━━━━━ RECORDS TO PROCESS ━━━━━

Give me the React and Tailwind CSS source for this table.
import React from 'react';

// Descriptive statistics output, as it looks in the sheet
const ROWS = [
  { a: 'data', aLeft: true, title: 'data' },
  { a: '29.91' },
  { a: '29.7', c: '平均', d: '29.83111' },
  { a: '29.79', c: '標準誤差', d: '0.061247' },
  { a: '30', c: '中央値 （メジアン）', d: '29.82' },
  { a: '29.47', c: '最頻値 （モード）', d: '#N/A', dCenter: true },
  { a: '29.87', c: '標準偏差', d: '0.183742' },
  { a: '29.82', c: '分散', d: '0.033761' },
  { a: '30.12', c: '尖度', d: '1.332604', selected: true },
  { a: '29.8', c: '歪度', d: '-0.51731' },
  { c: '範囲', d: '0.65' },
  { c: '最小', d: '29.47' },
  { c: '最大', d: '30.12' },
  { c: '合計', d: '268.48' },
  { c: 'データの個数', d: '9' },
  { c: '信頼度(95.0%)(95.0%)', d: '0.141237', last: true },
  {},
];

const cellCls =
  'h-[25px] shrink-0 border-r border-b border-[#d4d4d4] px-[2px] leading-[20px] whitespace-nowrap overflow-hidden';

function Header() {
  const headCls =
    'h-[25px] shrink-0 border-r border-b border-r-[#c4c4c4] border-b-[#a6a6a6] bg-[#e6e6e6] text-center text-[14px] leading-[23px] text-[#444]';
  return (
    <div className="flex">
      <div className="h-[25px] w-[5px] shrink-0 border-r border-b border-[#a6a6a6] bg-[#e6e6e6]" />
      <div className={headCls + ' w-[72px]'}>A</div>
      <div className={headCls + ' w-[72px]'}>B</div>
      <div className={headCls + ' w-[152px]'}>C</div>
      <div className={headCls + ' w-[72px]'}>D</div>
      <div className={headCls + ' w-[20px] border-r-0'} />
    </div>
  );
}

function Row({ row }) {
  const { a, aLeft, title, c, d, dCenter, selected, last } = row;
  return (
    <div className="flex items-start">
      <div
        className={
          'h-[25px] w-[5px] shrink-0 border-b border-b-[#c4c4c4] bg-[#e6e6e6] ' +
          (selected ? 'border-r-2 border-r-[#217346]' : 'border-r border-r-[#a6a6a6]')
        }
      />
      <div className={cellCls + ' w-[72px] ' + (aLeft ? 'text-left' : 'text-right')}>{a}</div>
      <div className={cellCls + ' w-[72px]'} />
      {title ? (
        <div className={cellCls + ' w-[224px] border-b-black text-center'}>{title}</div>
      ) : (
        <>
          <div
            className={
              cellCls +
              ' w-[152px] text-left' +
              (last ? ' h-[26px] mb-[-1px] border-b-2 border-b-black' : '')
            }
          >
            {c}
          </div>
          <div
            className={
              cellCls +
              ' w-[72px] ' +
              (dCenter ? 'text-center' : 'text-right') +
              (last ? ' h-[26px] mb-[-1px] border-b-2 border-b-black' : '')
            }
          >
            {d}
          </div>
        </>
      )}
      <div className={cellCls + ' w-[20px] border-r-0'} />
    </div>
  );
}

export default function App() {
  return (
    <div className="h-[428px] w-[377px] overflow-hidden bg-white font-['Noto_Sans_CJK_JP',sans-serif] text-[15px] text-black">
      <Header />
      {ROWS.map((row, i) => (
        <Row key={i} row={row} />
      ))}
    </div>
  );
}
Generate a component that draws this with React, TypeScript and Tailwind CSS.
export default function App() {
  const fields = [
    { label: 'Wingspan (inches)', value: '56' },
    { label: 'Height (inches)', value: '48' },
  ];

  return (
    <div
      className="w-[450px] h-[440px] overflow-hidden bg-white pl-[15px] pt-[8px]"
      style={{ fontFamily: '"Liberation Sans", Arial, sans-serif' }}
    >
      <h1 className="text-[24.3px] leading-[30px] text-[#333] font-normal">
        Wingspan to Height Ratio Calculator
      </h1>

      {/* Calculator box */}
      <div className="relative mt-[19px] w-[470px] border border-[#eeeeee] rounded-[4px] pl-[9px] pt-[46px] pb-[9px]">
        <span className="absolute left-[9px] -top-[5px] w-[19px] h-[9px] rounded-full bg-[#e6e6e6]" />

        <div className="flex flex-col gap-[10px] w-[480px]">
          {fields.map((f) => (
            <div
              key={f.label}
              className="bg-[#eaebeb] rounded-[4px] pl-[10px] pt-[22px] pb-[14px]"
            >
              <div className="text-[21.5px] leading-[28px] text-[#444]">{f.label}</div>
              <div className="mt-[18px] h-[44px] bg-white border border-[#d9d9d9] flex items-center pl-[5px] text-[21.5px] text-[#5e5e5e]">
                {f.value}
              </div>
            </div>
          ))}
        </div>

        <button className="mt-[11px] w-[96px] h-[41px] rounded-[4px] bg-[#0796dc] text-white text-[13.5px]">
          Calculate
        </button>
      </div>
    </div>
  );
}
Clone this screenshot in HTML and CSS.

━━━━━

== EXERCISE DESCRIPTION ==
Return only the exact lines from the opening of the records through the line that contains "import React from 'react';", both included.

== ANSWER TO THIS TASK ==
Give me the React and Tailwind CSS source for this table.
import React from 'react';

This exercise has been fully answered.